Since Young continues to deny that a pro-Georgia orthodoxy has arisen in the U.S., I'd appreciate it if anyone could point to a single statement made by any of the four major-party candidates -- all of whom have vehemently criticized Russia (at times with good cause) -- that has been even vaguely critical of Georgia's behavior.

 

(6)  Over the weekend, C-SPAN broadcast a book event of mine, held last April, at Olsson's Bookstore in Washington, DC.  That broadcast can be viewed here.  What makes the event interesting is that most of the discussion -- a 15-minute or so presentation I made, followed by a lengthy and lively Q-and-A session with the audience -- focused on what would likely happen in the 2008 election, the tactics on which the GOP would likely rely, and what could be done by the Democratic nominee to render those tactics ineffective. 

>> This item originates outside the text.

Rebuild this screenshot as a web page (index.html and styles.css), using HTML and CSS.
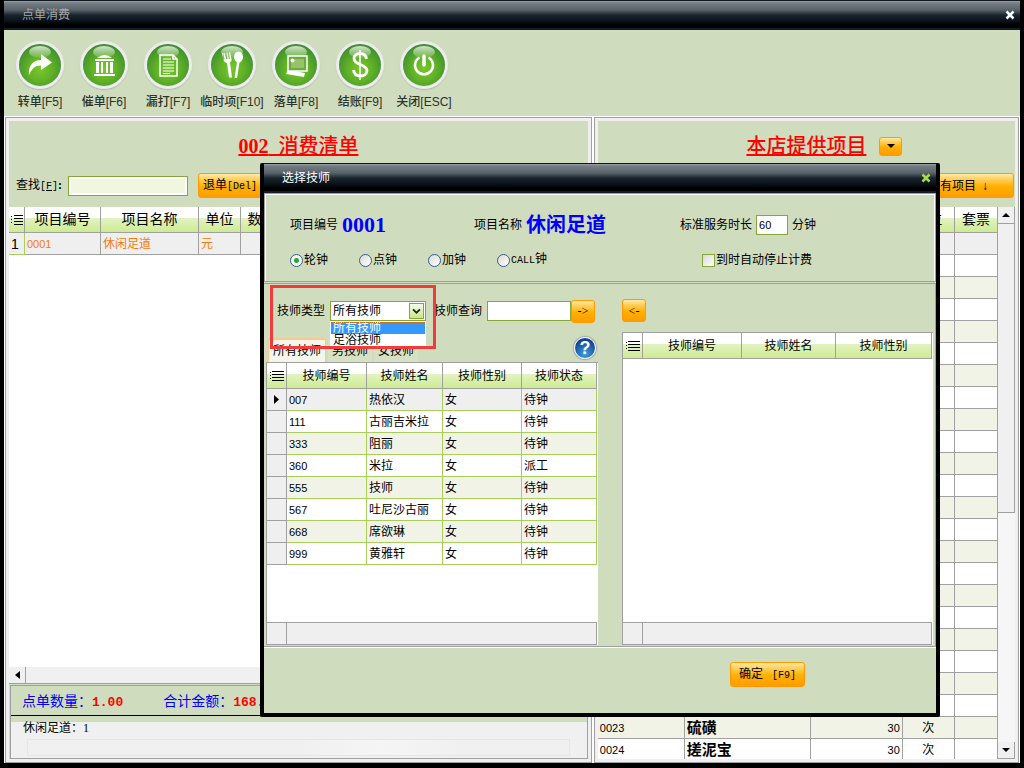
FILE: index.html
```html
<!DOCTYPE html>
<html lang="zh-CN">
<head>
    <meta charset="UTF-8">
    <title>点单消费</title>
    <link rel="stylesheet" href="styles.css">
</head>
<body>

<div class="app">
    <header class="titlebar">
        <h1>点单消费</h1>
        <button class="close" aria-label="关闭窗口">
            <svg width="10" height="10" viewBox="0 0 10 10"><path d="M1.5 1.5l7 7M8.5 1.5l-7 7"/></svg>
        </button>
    </header>

    <nav class="toolbar">
        <button class="tool">
            <span class="orb">
                <svg width="42" height="42" viewBox="0 0 42 42"><path fill="#fff" d="M10 31c-1-9 4-15 12-15v-6l11 8.500-11 7.500v-4.500c-6 0-9 3-12 9.500z"/></svg>
            </span>
            转单[F5]
        </button>
        <button class="tool">
            <span class="orb">
                <svg width="42" height="42" viewBox="0 0 42 42" fill="#fff"><path d="M14 14q7.500-6 15 0zM12 15h19v2H12zM13 18h3v11h-3zM18 18h2v11h-2zM23 18h2v11h-2zM27 18h3v11h-3zM11 30h21v2H11z"/></svg>
            </span>
            催单[F6]
        </button>
        <button class="tool">
            <span class="orb">
                <svg width="42" height="42" viewBox="0 0 42 42" fill="none" stroke="#fff" stroke-width="1.500"><path d="M13 11h13l4 4v17H13zM26 11v4h4"/><path stroke-width="1.200" d="M16 15h8M16 18h11M16 21h11M16 24h11M16 27h11M16 29.500h7"/></svg>
            </span>
            漏打[F7]
        </button>
        <button class="tool">
            <span class="orb">
                <svg width="42" height="42" viewBox="0 0 42 42" fill="#fff"><path d="M11 9l1.500 7q1 3 3.500 3l2 14.500h3L19 18.500q2-1 1.500-3.500L19 8l-1 .300.800 6.700h-1L16.500 8.500l-1 .200 1 6.500h-1L13.500 9l-1 .200 1 6.500-1 .100L12 9z"/><ellipse cx="27.500" cy="13" rx="4.500" ry="5.500"/><path d="M26 18h2.500L26 34h-2.500z"/></svg>
            </span>
            临时项[F10]
        </button>
        <button class="tool">
            <span class="orb">
                <svg width="42" height="42" viewBox="0 0 42 42"><path fill="#fff" d="M13 26l-2 4 18 3 1-4z"/><path fill="#6cab3c" stroke="#fff" stroke-width="1.500" d="M13 12h19v15H13z"/><path fill="#94c46a" d="M16 15h13v9H16z"/><circle cx="17.500" cy="16.500" r="2" fill="#fff"/></svg>
            </span>
            落单[F8]
        </button>
        <button class="tool">
            <span class="orb">
                <svg width="42" height="42" viewBox="0 0 42 42" fill="none" stroke="#fff"><path stroke-width="1.500" d="M21 6v30"/><path stroke-width="2.800" d="M27.500 15c-.500-4-3-5.500-6.500-5.500-3.500 0-6 2-6 5 0 7 13 5.500 13 12 0 3.500-3 5.500-6.500 5.500-4 0-6.500-2-7-6"/></svg>
            </span>
            结账[F9]
        </button>
        <button class="tool">
            <span class="orb">
                <svg width="42" height="42" viewBox="0 0 42 42" fill="none" stroke="#fff"><path stroke-width="2.500" d="M16.500 13.500a9 9 0 1 0 9 0"/><path stroke-width="3.500" stroke-linecap="round" d="M21 12v9"/></svg>
            </span>
            关闭[ESC]
        </button>
    </nav>

    <main class="panels">
        <section class="panel">
            <div class="panel-head">
                <h2><b>002</b>&nbsp; 消费清单</h2>
                <div class="search">
                    <label for="find">查找<span class="mono">[<u>F</u>]</span><b>:</b></label>
                    <input id="find" type="text">
                    <button class="btn">退单<span class="mono">[Del]</span></button>
                </div>
            </div>
            <div class="grid-body">
                <table class="grid grid-main">
                    <colgroup><col class="w16"><col class="w76"><col class="w98"><col class="w42"><col class="w42"><col></colgroup>
                    <thead>
                        <tr>
                            <th><svg class="lines" width="12" height="12" viewBox="0 0 12 12"><path d="M0 2.500h1M0 5.500h1M0 8.500h1M3 1.500h9M3 4.500h9M3 7.500h9M3 10.500h9"/></svg></th>
                            <th>项目编号</th><th>项目名称</th><th>单位</th><th>数量</th><th></th>
                        </tr>
                    </thead>
                    <tbody>
                        <tr class="current"><td class="rowno">1</td><td class="num">0001</td><td>休闲足道</td><td>元</td><td></td><td></td></tr>
                    </tbody>
                </table>
            </div>
            <div class="hscroll"><button class="arrow" aria-label="向左滚动"><svg width="5" height="8" viewBox="0 0 5 8"><path d="M5 0v8L0 4z"/></svg></button></div>
            <div class="summary">
                <p class="totals">
                    <span>点单数量：<b>1.00</b></span>
                    <span>合计金额：<b>168.00</b></span>
                </p>
                <p class="detail">休闲足道：1</p>
                <div class="status"></div>
            </div>
        </section>

        <section class="panel">
            <div class="panel-head">
                <div class="shop">
                    <h2>本店提供项目</h2>
                    <button class="btn drop" aria-label="展开"><svg width="8" height="4" viewBox="0 0 8 4"><path d="M0 0h8L4 4z"/></svg></button>
                </div>
                <div class="search search-end">
                    <button class="btn all">所有项目 &nbsp;↓</button>
                </div>
            </div>
            <div class="items">
                <div class="grid-body">
                    <table class="grid grid-main">
                        <colgroup><col class="w86"><col class="w126"><col class="w92"><col class="w52"><col></colgroup>
                        <thead>
                            <tr><th>项目编号</th><th>项目名称</th><th>单价</th><th>单位</th><th>套票</th></tr>
                        </thead>
                        <tbody id="items"></tbody>
                    </table>
                </div>
                <div class="vscroll">
                    <button class="arrow" aria-label="向上滚动"><svg width="8" height="4" viewBox="0 0 8 4"><path d="M0 4h8L4 0z"/></svg></button>
                    <div class="thumb"></div>
                    <div class="track"></div>
                    <button class="arrow" aria-label="向下滚动"><svg width="8" height="4" viewBox="0 0 8 4"><path d="M0 0h8L4 4z"/></svg></button>
                </div>
            </div>
        </section>
    </main>
</div>

<div class="dialog" role="dialog" aria-labelledby="dialogTitle">
    <header class="titlebar">
        <h2 id="dialogTitle">选择技师</h2>
        <button class="close close-green" aria-label="关闭">
            <svg width="10" height="10" viewBox="0 0 10 10"><path d="M1.500 1.500l7 7M8.500 1.500l-7 7"/></svg>
        </button>
    </header>

    <form class="options">
        <div class="facts">
            <div>项目编号 <strong class="code">0001</strong></div>
            <div>项目名称 <strong>休闲足道</strong></div>
            <div class="duration">
                <label for="minutes">标准服务时长</label>
                <input id="minutes" class="num" type="text" value="60">
                <span>分钟</span>
            </div>
        </div>
        <div class="modes">
            <label><input type="radio" name="mode" checked>轮钟</label>
            <label><input type="radio" name="mode">点钟</label>
            <label><input type="radio" name="mode">加钟</label>
            <label><input type="radio" name="mode"><span><span class="mono">CALL</span>钟</span></label>
            <label class="autostop"><input type="checkbox">到时自动停止计费</label>
        </div>
    </form>

    <div class="picker">
        <div class="side side-left">
            <div class="filters">
                <label for="type">技师类型</label>
                <div class="combo">
                    <select id="type">
                        <option>所有技师</option>
                        <option>足浴技师</option>
                    </select>
                    <svg class="chevron" width="15" height="16" viewBox="0 0 15 16"><path d="M3.500 6l4 4 4-4"/></svg>
                    <ul class="list">
                        <li class="selected">所有技师</li>
                        <li>足浴技师</li>
                    </ul>
                </div>
                <label for="query">技师查询</label>
                <input id="query" type="text">
                <button class="btn move">-&gt;</button>
                <div class="marker"></div>
            </div>
            <div class="tabs">
                <button class="tab active">所有技师</button>
                <button class="tab">男技师</button>
                <button class="tab">女技师</button>
                <button class="help" aria-label="帮助">?</button>
            </div>
            <div class="tablebox">
                <table class="grid grid-staff">
                    <colgroup><col class="w20"><col class="w80"><col class="w76"><col class="w79"><col></colgroup>
                    <thead>
                        <tr>
                            <th><svg class="lines" width="14" height="12" viewBox="0 0 14 12"><path d="M0 2.500h1M0 5.500h1M0 8.500h1M2 1.500h12M2 4.500h12M2 7.500h12M2 10.500h12"/></svg></th>
                            <th>技师编号</th><th>技师姓名</th><th>技师性别</th><th>技师状态</th>
                        </tr>
                    </thead>
                    <tbody>
                        <tr><td><svg width="5" height="9" viewBox="0 0 5 9"><path d="M0 0v9l5-4.500z"/></svg></td><td class="num">007</td><td>热依汉</td><td>女</td><td>待钟</td></tr>
                        <tr><td></td><td class="num">111</td><td>古丽吉米拉</td><td>女</td><td>待钟</td></tr>
                        <tr><td></td><td class="num">333</td><td>阻丽</td><td>女</td><td>待钟</td></tr>
                        <tr><td></td><td class="num">360</td><td>米拉</td><td>女</td><td>派工</td></tr>
                        <tr><td></td><td class="num">555</td><td>技师</td><td>女</td><td>待钟</td></tr>
                        <tr><td></td><td class="num">567</td><td>吐尼沙古丽</td><td>女</td><td>待钟</td></tr>
                        <tr><td></td><td class="num">668</td><td>席欲琳</td><td>女</td><td>待钟</td></tr>
                        <tr><td></td><td class="num">999</td><td>黄雅轩</td><td>女</td><td>待钟</td></tr>
                    </tbody>
                </table>
                <div class="tablefoot"><span></span></div>
            </div>
        </div>

        <div class="side side-right">
            <div class="back">
                <button class="btn move">&lt;-</button>
            </div>
            <div class="tablebox">
                <table class="grid grid-staff">
                    <colgroup><col class="w20"><col class="w99"><col class="w94"><col></colgroup>
                    <thead>
                        <tr>
                            <th><svg class="lines" width="14" height="12" viewBox="0 0 14 12"><path d="M0 2.500h1M0 5.500h1M0 8.500h1M2 1.500h12M2 4.500h12M2 7.500h12M2 10.500h12"/></svg></th>
                            <th>技师编号</th><th>技师姓名</th><th>技师性别</th>
                        </tr>
                    </thead>
                </table>
                <div class="tablefoot"><span></span></div>
            </div>
        </div>
    </div>

    <footer class="actions">
        <button class="btn ok">确定 <span class="mono">&nbsp;[F9]</span></button>
    </footer>
</div>

<script>
    const items = {
        '0023': ['硫磺', 30, '次'],
        '0024': ['搓泥宝', 30, '次']
    };
    const body = document.getElementById('items');

    for (let i = 1; i <= 24; i++) {
        const code = String(i).padStart(4, '0');
        const [name, price, unit] = items[code] || ['', '', ''];
        const row = body.insertRow();
        [code, name, price, unit, ''].forEach(text => {
            row.insertCell().textContent = text;
        });
        row.cells[0].className = 'num';
        row.cells[2].className = 'num';
    }
</script>

</body>
</html>
```
FILE: styles.css
```css
* {
    box-sizing: border-box;
}

body {
    margin: 0;
    font-family: "Liberation Serif", "Noto Sans CJK SC", serif;
    font-size: 12px;
    line-height: 16px;
    color: #000;
    background: #000;
}

h1, h2, p, ul {
    margin: 0;
    padding: 0;
}

button, input, select {
    font: inherit;
    color: inherit;
    margin: 0;
    padding: 0;
}

.mono {
    font-family: "Liberation Mono", monospace;
    font-size: 10px;
}

.num {
    font-family: "Liberation Sans", sans-serif;
    font-size: 11px;
}

.app {
    display: flex;
    flex-direction: column;
    height: 100vh;
    border: solid #000;
    border-width: 0 4px 5px;
    background: #cfdcbd;
}

/* title bars */
.titlebar {
    display: flex;
    align-items: center;
    justify-content: space-between;
    height: 30px;
    flex: none;
    padding: 0 5px 0 18px;
    border-top: 1px solid #10161e;
    border-bottom: 2px solid #141c29;
    background: linear-gradient(#9aa1a9 0, #757d84 2px, #59626a 9px, #19252f 14px, #0b1219 20px, #000 24px);
}

.titlebar h1,
.titlebar h2 {
    font-size: 12px;
    font-weight: normal;
    color: #a3a7ab;
}

.close {
    display: flex;
    border: 0;
    background: none;
}

.close path {
    fill: none;
    stroke: #fff;
    stroke-width: 2.5;
}

.close-green path {
    stroke: #a8dc4a;
}

/* toolbar */
.toolbar {
    display: flex;
    flex: none;
    height: 86px;
    padding: 11px 4px 0;
}

.tool {
    display: flex;
    flex-direction: column;
    align-items: center;
    gap: 5px;
    width: 64px;
    border: 0;
    background: none;
    color: #2c3327;
    font-family: "Liberation Sans", "Noto Sans CJK SC", sans-serif;
    font-weight: 500;
    white-space: nowrap;
}

.orb {
    position: relative;
    width: 48px;
    height: 48px;
    border: 3px solid #ececee;
    border-radius: 50%;
    background: radial-gradient(circle at 50% 60%, #7ac62c 0, #62b426 35%, #3a8a30 80%, #22662a 100%);
    box-shadow: 0 1px 1px #b0b8a8;
}

.orb::before {
    content: "";
    position: absolute;
    top: 2px;
    left: 10px;
    width: 22px;
    height: 12px;
    border-radius: 50%;
    background: linear-gradient(rgba(255, 255, 255, 0.75), rgba(255, 255, 255, 0.1));
}

.orb svg {
    position: relative;
    display: block;
}

/* panels */
.panels {
    display: grid;
    grid-template-columns: 588fr 426fr;
    gap: 2px;
    flex: 1;
    min-height: 0;
    padding: 1px 1px 0;
    background: #fff;
}

.panel {
    display: flex;
    flex-direction: column;
    min-width: 0;
    min-height: 0;
    border: 1px solid #a0a0a0;
    outline: 3px solid #f0eff0;
    outline-offset: -4px;
    padding: 3px;
    background: #cfdcbd;
}

.panel-head {
    display: flex;
    flex-direction: column;
    justify-content: space-between;
    flex: none;
    height: 86px;
    padding: 12px 1px 9px;
}

.panel-head h2 {
    font-size: 20px;
    line-height: 26px;
    font-weight: 500;
    color: #f00;
    text-align: center;
    text-decoration: underline;
}

.shop {
    display: flex;
    align-items: center;
    justify-content: center;
    gap: 13px;
    padding-left: 36px;
}

.search {
    display: flex;
    align-items: center;
    height: 25px;
    padding-left: 6px;
}

.search label {
    width: 52px;
}

.search input {
    width: 120px;
    height: 20px;
    margin-right: 10px;
    border: 1px solid #84a736;
    background: #f1f7df;
    box-shadow: inset 0 0 0 2px #fff;
}

.search-end {
    justify-content: flex-end;
}

.btn {
    height: 25px;
    padding: 0 4px;
    border: 1px solid #ff9a00;
    border-radius: 3px;
    background: linear-gradient(#ffe9a8 0, #ffc845 30%, #ffb000 55%, #ff9c00 100%);
    white-space: nowrap;
}

.btn.all {
    width: 112px;
}

.btn.drop {
    display: flex;
    align-items: center;
    justify-content: center;
    width: 23px;
    height: 19px;
}

.btn.move {
    width: 24px;
    height: 23px;
    padding: 0;
}

.btn.ok {
    width: 75px;
}

/* data grids */
.grid {
    width: 100%;
    table-layout: fixed;
    border-spacing: 0;
    background: #fff;
}

.grid th,
.grid td {
    padding: 0 2px;
    border: solid #a0a0a0;
    border-width: 0 1px 1px 0;
    overflow: hidden;
    white-space: nowrap;
}

.grid th {
    height: 26px;
    padding: 0;
    font-weight: normal;
    background: linear-gradient(#fff 0, #fff 45%, #e3f2c3 45%, #cdec90 100%);
}

.grid td {
    height: 22px;
    text-align: left;
}

.grid tr:nth-child(odd) td {
    background: #f2f3e7;
}

.grid tr:first-child td {
    background: #efefef;
}

.grid-main th {
    font-size: 14px;
}

.grid .current td {
    color: #f47b0a;
}

.grid .current .rowno {
    font-family: "Liberation Sans", sans-serif;
    font-size: 14px;
    color: #000;
    border-color: #a8cf5a;
}

.grid-staff th:first-child,
.grid-staff td:first-child {
    padding: 0;
    text-align: center;
}

.grid-staff td:not(:first-child) {
    border-color: #a8cf5a;
}

.grid-staff tbody tr td:first-child {
    background: #efefef;
}

.lines {
    display: block;
    margin: 0 auto;
    stroke: #000;
}

#items td:nth-child(2) {
    font-size: 15px;
    font-weight: bold;
}

#items td:nth-child(3) {
    text-align: right;
}

#items td:nth-child(4) {
    text-align: center;
}

.w16 { width: 16px; }
.w20 { width: 20px; }
.w42 { width: 42px; }
.w52 { width: 52px; }
.w76 { width: 76px; }
.w79 { width: 79px; }
.w80 { width: 80px; }
.w86 { width: 87px; }
.w92 { width: 92px; }
.w94 { width: 94px; }
.w98 { width: 98px; }
.w99 { width: 99px; }
.w126 { width: 126px; }

.grid-body {
    flex: 1;
    min-width: 0;
    min-height: 0;
    overflow: hidden;
    background: #fff;
}

.items {
    display: flex;
    flex: 1;
    min-height: 0;
}

/* scroll bars */
.hscroll {
    display: flex;
    flex: none;
    height: 17px;
    border-bottom: 1px solid #a0a0a0;
    background: #f0f0f0;
}

.vscroll {
    display: flex;
    flex-direction: column;
    width: 17px;
    background: #f0f0f0;
}

.arrow {
    display: flex;
    align-items: center;
    justify-content: center;
    flex: none;
    width: 17px;
    height: 17px;
    border: solid #a0a0a0;
    border-width: 0 1px 1px 0;
    background: #f0f0f0;
}

.hscroll .arrow {
    height: 16px;
    border-bottom: 0;
}

.thumb {
    flex: 29;
    border: solid #a0a0a0;
    border-width: 0 1px 1px 0;
}

.track {
    flex: 23;
    background: #f6f6f6;
}

/* totals under the order list */
.summary {
    flex: none;
    margin: 1px 0 0 1px;
    border: 1px solid #a0a0a0;
    background: #f0f0f0;
}

.totals {
    display: flex;
    gap: 40px;
    height: 30px;
    padding-left: 11px;
    border-bottom: 1px solid #000;
    background: #cfdcbd;
    font-size: 14px;
    line-height: 31px;
    color: #00f;
}

.totals b {
    font-family: "Liberation Mono", monospace;
    font-size: 13px;
    color: #f00;
}

.detail {
    padding-left: 12px;
    border-top: 6px solid #cfdcbd;
    line-height: 13px;
}

.status {
    height: 17px;
    margin: 4px 17px 2px 16px;
    border: 1px solid #e6e6e6;
    background: linear-gradient(90deg, #f0f0f0 50%, #f5f5f5 65%, #f0f0f0 80%);
}

/* dialog */
.dialog {
    position: absolute;
    top: 163px;
    left: 260px;
    display: flex;
    flex-direction: column;
    width: 680px;
    height: 554px;
    border: solid #000;
    border-width: 0 4px 4px;
    border-radius: 2px;
    background: #cfdcbd;
}

.dialog .titlebar h2 {
    color: #fff;
}

.options {
    flex: none;
    height: 89px;
    margin: 0;
    padding: 19px 4px 0 25px;
    border: 1px solid #a0a0a0;
    box-shadow: inset 1px 1px #fff, inset -1px 0 #fff;
}

.facts {
    display: grid;
    grid-template-columns: 184px 206px auto;
    align-items: center;
    height: 24px;
}

.facts > div {
    display: flex;
    align-items: center;
    gap: 4px;
}

.facts strong {
    font-size: 20px;
    line-height: 24px;
    color: #00f;
}

.facts .code {
    font-size: 22px;
}

.facts input {
    width: 32px;
    height: 20px;
    padding: 0 2px;
    border: 1px solid #84a736;
    background: #fff;
}

.modes {
    display: flex;
    align-items: center;
    margin-top: 15px;
}

.modes label {
    display: flex;
    align-items: center;
    gap: 1px;
    width: 69px;
    height: 16px;
}

.modes input {
    appearance: none;
    width: 13px;
    height: 13px;
    border: 1px solid #35608f;
    border-radius: 50%;
    background: linear-gradient(135deg, #d9d9d4, #fff);
}

.modes input:checked {
    background: radial-gradient(circle, #2fa52f 0, #2fa52f 2px, #f4f4f4 3px);
}

.modes .autostop {
    width: auto;
    margin-left: 136px;
}

.modes .autostop input {
    border-color: #84a736;
    border-radius: 0;
}

.picker {
    display: flex;
    gap: 24px;
    flex: 1;
    min-height: 0;
    padding: 1px 2px 1px;
    border: solid #a0a0a0;
    border-width: 1px 1px 1px 0;
    margin-top: 1px;
    box-shadow: 0 1px #fff;
}

.side {
    display: flex;
    flex-direction: column;
    min-width: 0;
    min-height: 0;
}

.side-left {
    flex: 0 0 332px;
}

.side-right {
    flex: 1;
}

.filters {
    position: relative;
    display: flex;
    align-items: center;
    flex: none;
    height: 52px;
    padding-left: 11px;
}

.filters > label {
    width: 53px;
}

.filters > input {
    flex: 1;
    min-width: 0;
    height: 20px;
    border: 1px solid #84a736;
    background: #fff;
}

.filters .move {
    margin-right: 3px;
}

.combo {
    position: relative;
    width: 96px;
    margin-right: 8px;
}

.combo select {
    appearance: none;
    display: block;
    width: 100%;
    height: 20px;
    padding: 0 2px;
    border: 1px solid #84a736;
    border-radius: 0;
    background: #fff;
}

.chevron {
    position: absolute;
    top: 2px;
    right: 2px;
    border: 1px solid #84a736;
    background: linear-gradient(#f6fbe8, #c8e68a);
    pointer-events: none;
}

.chevron path {
    fill: none;
    stroke: #222;
    stroke-width: 2;
}

.list {
    position: absolute;
    z-index: 2;
    top: 20px;
    left: 0;
    width: 100%;
    height: 26px;
    border: 1px solid #fff;
    overflow: hidden;
    list-style: none;
    background: #fff;
}

.list li {
    height: 12px;
    padding-left: 2px;
    line-height: 12px;
}

.list .selected {
    outline: 1px dotted #c87020;
    outline-offset: -1px;
    background: #3399ff;
    color: #fff;
}

.marker {
    position: absolute;
    z-index: 3;
    top: 0;
    left: 4px;
    width: 166px;
    height: 64px;
    border: 3px solid #f43b3b;
    pointer-events: none;
}

.tabs {
    display: flex;
    align-items: flex-end;
    gap: 2px;
    flex: none;
    height: 25px;
    padding-left: 2px;
}

.tab {
    height: 22px;
    padding: 0 4px;
    border: 0;
    background: #d6e1c4;
}

.tab.active {
    height: 24px;
    border: 1px solid #f7c98c;
    border-width: 2px 1px 0;
    border-radius: 3px 3px 0 0;
    background: #f4f6ec;
}

.help {
    width: 22px;
    height: 22px;
    margin: 0 2px 3px auto;
    border: 1px solid #fff;
    border-radius: 50%;
    background: radial-gradient(circle at 50% 80%, #3fa0e0, #12418f 75%);
    box-shadow: 0 0 1px 1px #9aa7b8;
    color: #fff;
    font-family: "Liberation Sans", sans-serif;
    font-size: 18px;
    font-weight: bold;
    line-height: 20px;
}

.back {
    display: flex;
    align-items: center;
    flex: none;
    height: 47px;
    padding-top: 4px;
}

.tablebox {
    display: flex;
    flex-direction: column;
    justify-content: space-between;
    flex: 1;
    min-height: 0;
    padding-right: 1px;
    border: solid #a0a0a0;
    border-width: 1px 0 0 1px;
    background: #fff;
}

.tablefoot {
    height: 23px;
    padding-left: 19px;
    border: 1px solid #a0a0a0;
    border-left: 0;
    background: #efefef;
}

.tablefoot span {
    display: block;
    height: 21px;
    border-left: 1px solid #a0a0a0;
}

.actions {
    display: flex;
    justify-content: flex-end;
    flex: none;
    height: 66px;
    padding: 15px 131px 0 0;
}
```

Additionally, a speech I gave to the Future of Freedom Foundation's annual convention over the summer -- regarding the 2008 election and civil liberties and constitutional issues, and the general state of civil liberties debates in the U.S. -- can now be viewed in one You Tube clip, here.

 

(7)  Here's a Daily Kos diarist who posted a widely-read item immediately prior to the 2004 election that turned out to be completely wrong, and came back yesterday to point to the error and the lessons to be learned from it.  Ponder how much better our political discourse would be if our media-star-pundits were ever willing to do anything like that when they turn out to be completely wrong (see item # 1 in this post for what they typically do instead).

 

UPDATE:  

(8)  For those of you who are panic-stricken over recent polling trends (you know who you are), note that both Rasmussen and Zogby today show Obama with an increased lead -- back to 5 points and 7 points, respectively.  Note further that the new poll today that has the Mark Halperins all excited -- an NBC/Mason-Dixon poll showing Obama with a small 4-point lead in Pennsylvania (47-43) -- is not only a severe outlier, but is actually an improvement for Obama, since that same poll showed Obama with only a 2-point lead in late September.  Note finally that a new Time/CNN poll today shows Obama with healthy leads in Ohio (51-47), Nevada (52-45), North Carolina (52-46) and Pennsylvania (55-43).

There are many reasons to celebrate the fact that this election will be over so soon that one can taste it.  Not having to look at 50 new polls every day leads the list of reasons.